begin RECORD SET

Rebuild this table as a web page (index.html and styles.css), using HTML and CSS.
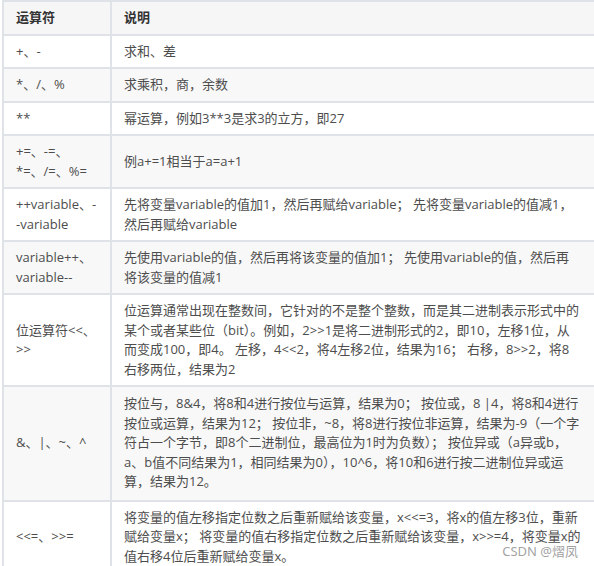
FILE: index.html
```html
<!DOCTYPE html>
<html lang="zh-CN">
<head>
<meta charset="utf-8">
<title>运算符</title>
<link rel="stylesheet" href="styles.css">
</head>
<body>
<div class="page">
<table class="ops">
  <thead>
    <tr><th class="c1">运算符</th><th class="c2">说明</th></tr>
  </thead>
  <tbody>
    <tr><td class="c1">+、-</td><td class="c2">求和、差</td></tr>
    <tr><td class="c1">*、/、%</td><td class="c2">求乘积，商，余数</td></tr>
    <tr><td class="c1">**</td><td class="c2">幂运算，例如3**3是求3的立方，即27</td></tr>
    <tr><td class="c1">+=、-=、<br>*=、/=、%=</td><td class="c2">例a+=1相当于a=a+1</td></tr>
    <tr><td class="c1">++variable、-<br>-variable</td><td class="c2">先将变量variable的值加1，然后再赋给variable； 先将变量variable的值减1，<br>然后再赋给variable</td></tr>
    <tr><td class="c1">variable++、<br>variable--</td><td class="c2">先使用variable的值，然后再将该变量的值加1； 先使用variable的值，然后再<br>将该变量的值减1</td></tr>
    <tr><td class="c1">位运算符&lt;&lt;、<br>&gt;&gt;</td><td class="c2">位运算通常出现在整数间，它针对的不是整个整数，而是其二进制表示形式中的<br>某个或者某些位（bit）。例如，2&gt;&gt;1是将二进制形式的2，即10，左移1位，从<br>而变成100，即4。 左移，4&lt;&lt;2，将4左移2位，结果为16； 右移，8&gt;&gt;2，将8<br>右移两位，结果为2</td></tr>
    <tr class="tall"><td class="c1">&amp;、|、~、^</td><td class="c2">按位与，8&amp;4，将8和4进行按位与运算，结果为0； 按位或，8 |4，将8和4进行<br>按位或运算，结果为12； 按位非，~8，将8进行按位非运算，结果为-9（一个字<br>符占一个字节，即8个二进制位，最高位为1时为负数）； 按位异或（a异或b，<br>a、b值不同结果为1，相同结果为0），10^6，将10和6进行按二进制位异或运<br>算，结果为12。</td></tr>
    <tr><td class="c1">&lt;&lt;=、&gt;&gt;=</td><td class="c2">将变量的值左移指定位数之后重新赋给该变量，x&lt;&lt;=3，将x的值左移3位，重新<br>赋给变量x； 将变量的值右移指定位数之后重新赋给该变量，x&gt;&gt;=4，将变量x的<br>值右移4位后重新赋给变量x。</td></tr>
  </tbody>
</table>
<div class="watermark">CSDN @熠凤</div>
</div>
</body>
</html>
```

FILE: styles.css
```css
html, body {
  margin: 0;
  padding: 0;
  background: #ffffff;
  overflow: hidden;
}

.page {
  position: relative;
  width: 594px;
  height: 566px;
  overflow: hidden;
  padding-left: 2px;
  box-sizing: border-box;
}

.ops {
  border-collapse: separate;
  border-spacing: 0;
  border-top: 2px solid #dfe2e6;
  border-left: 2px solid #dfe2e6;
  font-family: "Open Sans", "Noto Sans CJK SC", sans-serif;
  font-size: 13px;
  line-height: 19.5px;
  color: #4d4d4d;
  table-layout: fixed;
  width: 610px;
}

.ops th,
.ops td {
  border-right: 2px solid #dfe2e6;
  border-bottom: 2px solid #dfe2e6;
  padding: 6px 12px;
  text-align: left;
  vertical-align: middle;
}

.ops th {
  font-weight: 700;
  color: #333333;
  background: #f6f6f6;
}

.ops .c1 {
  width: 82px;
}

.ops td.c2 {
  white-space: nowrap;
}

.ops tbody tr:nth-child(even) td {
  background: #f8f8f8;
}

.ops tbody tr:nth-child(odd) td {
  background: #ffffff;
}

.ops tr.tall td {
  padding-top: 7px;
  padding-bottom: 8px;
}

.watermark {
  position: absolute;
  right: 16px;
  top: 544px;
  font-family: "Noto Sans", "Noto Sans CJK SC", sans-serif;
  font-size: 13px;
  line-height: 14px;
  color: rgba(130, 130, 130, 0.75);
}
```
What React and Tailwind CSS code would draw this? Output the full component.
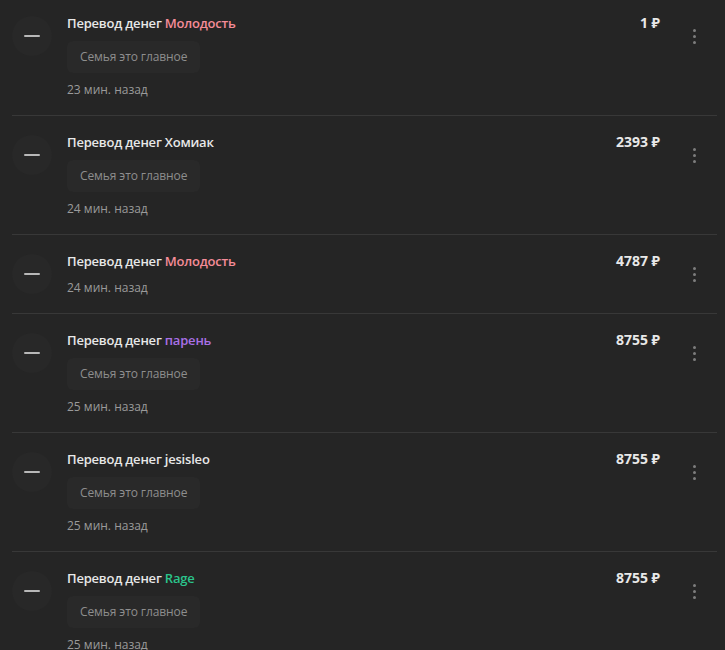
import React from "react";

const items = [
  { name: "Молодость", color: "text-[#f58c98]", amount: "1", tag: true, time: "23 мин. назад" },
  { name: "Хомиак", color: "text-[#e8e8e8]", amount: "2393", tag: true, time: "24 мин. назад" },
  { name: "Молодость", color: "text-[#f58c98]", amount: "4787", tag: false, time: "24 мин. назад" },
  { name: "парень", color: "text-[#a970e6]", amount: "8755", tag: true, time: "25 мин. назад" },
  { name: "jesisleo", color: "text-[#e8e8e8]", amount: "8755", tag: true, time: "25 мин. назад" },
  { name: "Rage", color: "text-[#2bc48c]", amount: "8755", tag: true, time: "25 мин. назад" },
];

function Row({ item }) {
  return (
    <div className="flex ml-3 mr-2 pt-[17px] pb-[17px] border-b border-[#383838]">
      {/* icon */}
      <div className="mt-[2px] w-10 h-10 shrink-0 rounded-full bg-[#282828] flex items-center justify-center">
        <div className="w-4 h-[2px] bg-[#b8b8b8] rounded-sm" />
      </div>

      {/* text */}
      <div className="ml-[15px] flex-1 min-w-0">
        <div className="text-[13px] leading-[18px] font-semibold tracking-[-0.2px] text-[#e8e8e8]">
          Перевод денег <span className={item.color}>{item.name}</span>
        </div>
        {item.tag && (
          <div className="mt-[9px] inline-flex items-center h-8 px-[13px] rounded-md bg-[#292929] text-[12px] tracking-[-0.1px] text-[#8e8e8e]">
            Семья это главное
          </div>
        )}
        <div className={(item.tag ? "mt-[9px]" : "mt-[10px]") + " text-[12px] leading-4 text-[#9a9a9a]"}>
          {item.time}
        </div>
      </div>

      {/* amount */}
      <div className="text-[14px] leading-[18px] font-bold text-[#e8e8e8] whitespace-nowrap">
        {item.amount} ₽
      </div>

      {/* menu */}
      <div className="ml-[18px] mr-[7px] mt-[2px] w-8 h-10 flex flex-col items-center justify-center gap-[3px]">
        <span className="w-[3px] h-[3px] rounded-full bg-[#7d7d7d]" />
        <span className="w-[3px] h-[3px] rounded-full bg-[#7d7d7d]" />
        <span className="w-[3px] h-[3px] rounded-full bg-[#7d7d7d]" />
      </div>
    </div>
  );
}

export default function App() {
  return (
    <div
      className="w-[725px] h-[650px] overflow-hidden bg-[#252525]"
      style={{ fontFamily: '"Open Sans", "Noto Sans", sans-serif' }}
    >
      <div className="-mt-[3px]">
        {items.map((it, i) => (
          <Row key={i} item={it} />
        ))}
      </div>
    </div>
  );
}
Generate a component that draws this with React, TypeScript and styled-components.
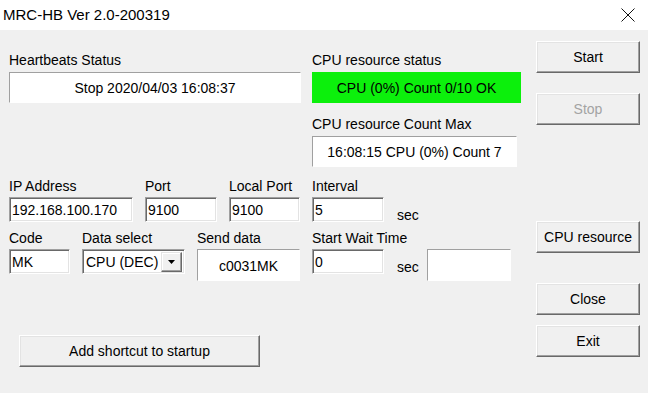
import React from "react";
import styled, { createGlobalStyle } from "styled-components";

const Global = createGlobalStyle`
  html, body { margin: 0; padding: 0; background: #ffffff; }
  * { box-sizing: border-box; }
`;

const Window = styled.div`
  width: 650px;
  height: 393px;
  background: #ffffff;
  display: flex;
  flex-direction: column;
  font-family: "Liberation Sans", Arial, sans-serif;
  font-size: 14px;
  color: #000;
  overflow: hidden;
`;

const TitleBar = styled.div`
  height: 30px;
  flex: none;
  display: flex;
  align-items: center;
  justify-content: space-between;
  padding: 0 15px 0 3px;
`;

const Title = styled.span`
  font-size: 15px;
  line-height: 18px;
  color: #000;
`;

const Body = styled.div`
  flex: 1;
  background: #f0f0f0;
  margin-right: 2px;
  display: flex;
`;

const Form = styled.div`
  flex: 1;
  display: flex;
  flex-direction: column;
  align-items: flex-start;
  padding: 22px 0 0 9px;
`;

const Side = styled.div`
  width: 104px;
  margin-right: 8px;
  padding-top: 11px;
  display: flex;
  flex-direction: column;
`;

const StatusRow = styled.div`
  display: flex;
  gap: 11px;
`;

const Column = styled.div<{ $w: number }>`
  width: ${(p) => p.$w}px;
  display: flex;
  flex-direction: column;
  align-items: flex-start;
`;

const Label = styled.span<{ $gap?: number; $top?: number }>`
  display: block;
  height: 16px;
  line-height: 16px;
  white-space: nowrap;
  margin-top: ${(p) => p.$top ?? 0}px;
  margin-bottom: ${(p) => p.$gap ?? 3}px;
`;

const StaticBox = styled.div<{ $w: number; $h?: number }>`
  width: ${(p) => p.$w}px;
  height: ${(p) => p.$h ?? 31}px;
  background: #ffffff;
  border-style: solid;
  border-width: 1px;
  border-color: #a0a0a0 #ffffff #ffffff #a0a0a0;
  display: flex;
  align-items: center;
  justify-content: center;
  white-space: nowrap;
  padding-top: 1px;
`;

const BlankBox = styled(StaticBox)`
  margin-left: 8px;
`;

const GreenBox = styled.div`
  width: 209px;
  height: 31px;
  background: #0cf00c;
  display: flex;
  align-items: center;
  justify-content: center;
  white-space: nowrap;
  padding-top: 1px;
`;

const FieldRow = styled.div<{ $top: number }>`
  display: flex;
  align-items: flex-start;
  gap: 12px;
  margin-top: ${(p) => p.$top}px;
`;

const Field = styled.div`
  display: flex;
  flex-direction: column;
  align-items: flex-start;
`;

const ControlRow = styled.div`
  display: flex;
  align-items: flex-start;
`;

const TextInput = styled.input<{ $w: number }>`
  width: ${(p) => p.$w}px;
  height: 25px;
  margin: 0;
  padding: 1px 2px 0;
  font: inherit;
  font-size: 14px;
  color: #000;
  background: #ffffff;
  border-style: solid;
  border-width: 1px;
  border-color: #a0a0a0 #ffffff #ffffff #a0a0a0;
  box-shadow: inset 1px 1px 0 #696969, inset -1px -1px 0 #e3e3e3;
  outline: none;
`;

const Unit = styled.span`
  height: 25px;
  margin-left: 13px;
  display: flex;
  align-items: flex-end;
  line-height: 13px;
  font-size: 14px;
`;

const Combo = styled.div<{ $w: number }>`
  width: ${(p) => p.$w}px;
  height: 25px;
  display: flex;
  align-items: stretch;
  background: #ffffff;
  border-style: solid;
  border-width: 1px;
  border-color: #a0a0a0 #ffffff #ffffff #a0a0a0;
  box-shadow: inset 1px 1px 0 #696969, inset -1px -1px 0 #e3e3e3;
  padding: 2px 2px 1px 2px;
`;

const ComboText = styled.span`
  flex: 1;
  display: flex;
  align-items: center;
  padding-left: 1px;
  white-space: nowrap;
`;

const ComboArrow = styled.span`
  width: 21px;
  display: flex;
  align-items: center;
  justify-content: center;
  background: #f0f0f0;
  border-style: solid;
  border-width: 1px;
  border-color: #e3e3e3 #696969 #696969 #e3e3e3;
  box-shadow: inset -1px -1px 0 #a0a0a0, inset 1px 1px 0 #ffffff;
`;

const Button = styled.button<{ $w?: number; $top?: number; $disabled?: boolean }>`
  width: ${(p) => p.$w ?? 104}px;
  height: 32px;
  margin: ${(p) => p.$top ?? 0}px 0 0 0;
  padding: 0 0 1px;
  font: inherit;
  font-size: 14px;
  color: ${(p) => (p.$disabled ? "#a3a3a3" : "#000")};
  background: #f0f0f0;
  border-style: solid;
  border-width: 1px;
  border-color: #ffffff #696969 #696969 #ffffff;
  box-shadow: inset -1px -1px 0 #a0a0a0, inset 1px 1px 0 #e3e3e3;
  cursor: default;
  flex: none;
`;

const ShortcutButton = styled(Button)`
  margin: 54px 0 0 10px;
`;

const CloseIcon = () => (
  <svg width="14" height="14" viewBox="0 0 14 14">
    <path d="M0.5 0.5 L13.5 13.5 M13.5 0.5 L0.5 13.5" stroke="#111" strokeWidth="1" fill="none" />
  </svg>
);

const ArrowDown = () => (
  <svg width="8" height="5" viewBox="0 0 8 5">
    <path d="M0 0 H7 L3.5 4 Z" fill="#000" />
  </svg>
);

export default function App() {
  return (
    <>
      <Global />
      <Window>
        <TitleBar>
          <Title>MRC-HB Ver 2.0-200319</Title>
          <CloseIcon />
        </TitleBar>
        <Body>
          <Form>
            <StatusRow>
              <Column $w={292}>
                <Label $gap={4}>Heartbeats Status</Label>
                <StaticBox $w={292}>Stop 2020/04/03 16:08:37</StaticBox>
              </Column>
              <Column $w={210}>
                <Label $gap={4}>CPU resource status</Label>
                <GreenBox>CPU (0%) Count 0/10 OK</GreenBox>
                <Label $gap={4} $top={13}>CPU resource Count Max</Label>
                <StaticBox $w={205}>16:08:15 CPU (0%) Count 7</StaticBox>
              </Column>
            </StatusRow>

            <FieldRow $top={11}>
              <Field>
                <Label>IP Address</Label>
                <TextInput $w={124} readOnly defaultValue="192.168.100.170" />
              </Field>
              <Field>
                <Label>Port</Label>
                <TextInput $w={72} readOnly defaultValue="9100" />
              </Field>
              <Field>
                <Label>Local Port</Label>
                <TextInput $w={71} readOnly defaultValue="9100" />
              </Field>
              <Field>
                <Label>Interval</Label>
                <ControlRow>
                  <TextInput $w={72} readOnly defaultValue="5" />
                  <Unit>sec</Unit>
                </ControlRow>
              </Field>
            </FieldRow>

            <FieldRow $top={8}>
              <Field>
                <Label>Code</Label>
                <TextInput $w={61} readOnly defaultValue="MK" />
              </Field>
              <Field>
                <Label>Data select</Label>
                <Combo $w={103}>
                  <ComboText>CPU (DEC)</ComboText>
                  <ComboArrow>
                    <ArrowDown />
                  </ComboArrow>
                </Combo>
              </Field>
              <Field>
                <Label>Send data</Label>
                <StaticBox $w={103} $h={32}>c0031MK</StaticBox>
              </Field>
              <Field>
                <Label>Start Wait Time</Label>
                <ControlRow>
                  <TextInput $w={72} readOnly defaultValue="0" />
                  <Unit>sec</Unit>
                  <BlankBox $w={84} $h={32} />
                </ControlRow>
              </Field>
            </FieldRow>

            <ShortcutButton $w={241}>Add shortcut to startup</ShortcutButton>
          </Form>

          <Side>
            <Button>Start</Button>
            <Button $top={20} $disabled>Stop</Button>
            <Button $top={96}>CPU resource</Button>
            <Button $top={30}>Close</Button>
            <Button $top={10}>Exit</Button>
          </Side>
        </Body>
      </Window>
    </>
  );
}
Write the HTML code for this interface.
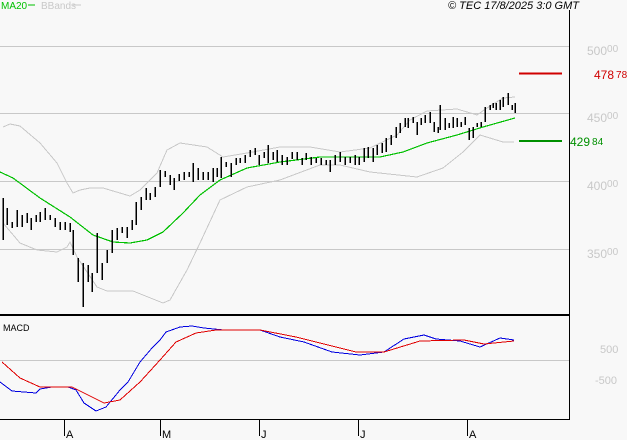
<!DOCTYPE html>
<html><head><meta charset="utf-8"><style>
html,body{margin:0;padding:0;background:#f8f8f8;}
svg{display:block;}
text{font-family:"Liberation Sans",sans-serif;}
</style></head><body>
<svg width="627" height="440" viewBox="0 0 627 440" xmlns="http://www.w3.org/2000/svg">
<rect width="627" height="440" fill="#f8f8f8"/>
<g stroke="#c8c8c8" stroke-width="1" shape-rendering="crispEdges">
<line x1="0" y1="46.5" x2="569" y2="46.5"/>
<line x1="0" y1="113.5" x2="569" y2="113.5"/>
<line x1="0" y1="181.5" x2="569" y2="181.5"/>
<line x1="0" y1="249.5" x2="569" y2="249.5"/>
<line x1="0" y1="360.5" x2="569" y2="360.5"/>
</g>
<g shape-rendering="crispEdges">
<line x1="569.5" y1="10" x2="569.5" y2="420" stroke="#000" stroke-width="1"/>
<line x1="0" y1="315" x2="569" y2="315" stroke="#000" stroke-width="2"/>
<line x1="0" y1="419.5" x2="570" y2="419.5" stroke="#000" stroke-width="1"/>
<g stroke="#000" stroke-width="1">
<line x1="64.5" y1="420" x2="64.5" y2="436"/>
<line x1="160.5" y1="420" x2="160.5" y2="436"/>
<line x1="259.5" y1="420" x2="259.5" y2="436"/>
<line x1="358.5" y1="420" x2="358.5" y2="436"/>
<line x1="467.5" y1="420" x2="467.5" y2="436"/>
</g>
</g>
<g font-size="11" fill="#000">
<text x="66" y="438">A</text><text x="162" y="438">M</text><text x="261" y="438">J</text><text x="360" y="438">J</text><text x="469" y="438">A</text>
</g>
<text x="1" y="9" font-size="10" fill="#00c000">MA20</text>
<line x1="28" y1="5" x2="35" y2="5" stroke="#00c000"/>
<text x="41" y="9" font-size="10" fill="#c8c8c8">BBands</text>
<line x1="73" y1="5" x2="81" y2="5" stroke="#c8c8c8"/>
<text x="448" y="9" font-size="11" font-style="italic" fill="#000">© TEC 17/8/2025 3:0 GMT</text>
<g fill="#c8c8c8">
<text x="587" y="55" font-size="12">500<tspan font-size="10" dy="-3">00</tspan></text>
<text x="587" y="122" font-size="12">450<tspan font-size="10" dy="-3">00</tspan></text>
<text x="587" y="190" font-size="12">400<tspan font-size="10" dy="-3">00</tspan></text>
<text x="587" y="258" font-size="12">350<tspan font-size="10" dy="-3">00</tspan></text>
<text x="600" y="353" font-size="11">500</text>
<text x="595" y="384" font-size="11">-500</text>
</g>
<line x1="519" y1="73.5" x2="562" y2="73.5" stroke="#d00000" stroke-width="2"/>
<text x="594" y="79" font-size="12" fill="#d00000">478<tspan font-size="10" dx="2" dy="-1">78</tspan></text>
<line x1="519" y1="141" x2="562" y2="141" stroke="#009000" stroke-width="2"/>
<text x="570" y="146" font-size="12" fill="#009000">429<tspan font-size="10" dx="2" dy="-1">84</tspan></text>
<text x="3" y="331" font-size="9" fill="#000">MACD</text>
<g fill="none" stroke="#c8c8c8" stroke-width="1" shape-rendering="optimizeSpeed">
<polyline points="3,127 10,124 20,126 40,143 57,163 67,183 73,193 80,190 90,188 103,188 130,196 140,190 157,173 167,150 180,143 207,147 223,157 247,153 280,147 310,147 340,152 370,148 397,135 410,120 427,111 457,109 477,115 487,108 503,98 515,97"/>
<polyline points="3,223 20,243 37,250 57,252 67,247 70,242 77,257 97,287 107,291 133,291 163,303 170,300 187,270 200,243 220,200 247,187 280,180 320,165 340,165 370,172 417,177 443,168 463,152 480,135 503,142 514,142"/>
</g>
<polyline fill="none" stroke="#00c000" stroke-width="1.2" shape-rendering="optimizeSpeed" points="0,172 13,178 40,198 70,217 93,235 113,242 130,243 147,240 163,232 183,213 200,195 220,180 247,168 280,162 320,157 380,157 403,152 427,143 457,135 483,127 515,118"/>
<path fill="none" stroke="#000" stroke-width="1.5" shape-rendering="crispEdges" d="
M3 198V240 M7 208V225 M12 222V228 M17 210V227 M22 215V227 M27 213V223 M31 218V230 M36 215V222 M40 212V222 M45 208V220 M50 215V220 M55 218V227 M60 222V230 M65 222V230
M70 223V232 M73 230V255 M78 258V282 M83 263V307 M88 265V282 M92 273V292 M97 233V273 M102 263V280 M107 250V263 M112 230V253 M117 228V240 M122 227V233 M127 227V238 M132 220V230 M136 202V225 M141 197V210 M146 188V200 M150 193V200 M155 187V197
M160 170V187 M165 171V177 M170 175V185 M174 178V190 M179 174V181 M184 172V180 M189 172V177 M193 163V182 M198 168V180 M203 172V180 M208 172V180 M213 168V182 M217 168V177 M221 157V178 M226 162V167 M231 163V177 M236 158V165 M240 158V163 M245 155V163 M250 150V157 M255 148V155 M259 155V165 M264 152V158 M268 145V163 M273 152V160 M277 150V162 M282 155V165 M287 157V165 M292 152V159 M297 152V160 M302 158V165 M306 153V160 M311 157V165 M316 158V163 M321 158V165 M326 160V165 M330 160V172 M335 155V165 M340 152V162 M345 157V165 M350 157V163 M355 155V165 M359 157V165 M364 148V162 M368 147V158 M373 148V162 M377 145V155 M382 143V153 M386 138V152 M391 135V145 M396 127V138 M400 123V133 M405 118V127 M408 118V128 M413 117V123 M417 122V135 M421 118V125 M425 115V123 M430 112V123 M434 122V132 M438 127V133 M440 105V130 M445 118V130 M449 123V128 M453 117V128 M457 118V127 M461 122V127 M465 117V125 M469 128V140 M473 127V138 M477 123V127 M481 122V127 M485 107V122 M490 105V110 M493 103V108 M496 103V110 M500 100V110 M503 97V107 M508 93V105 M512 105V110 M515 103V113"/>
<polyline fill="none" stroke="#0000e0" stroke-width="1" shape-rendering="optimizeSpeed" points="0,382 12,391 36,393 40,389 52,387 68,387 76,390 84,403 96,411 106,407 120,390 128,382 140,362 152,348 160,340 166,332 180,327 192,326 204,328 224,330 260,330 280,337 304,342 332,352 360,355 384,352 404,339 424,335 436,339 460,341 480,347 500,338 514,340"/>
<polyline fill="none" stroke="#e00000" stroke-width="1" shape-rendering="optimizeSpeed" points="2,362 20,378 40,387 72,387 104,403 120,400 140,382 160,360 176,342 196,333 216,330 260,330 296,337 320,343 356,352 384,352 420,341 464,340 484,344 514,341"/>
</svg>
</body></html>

end RECORD SET

### [PROBLEM DETAILS]
Identify and copy all lines with the word "table".

### [SOLVED PROBLEM]
Rebuild this table as a web page (index.html and styles.css), using HTML and CSS.
<table class="ops">
</table>
  table-layout: fixed;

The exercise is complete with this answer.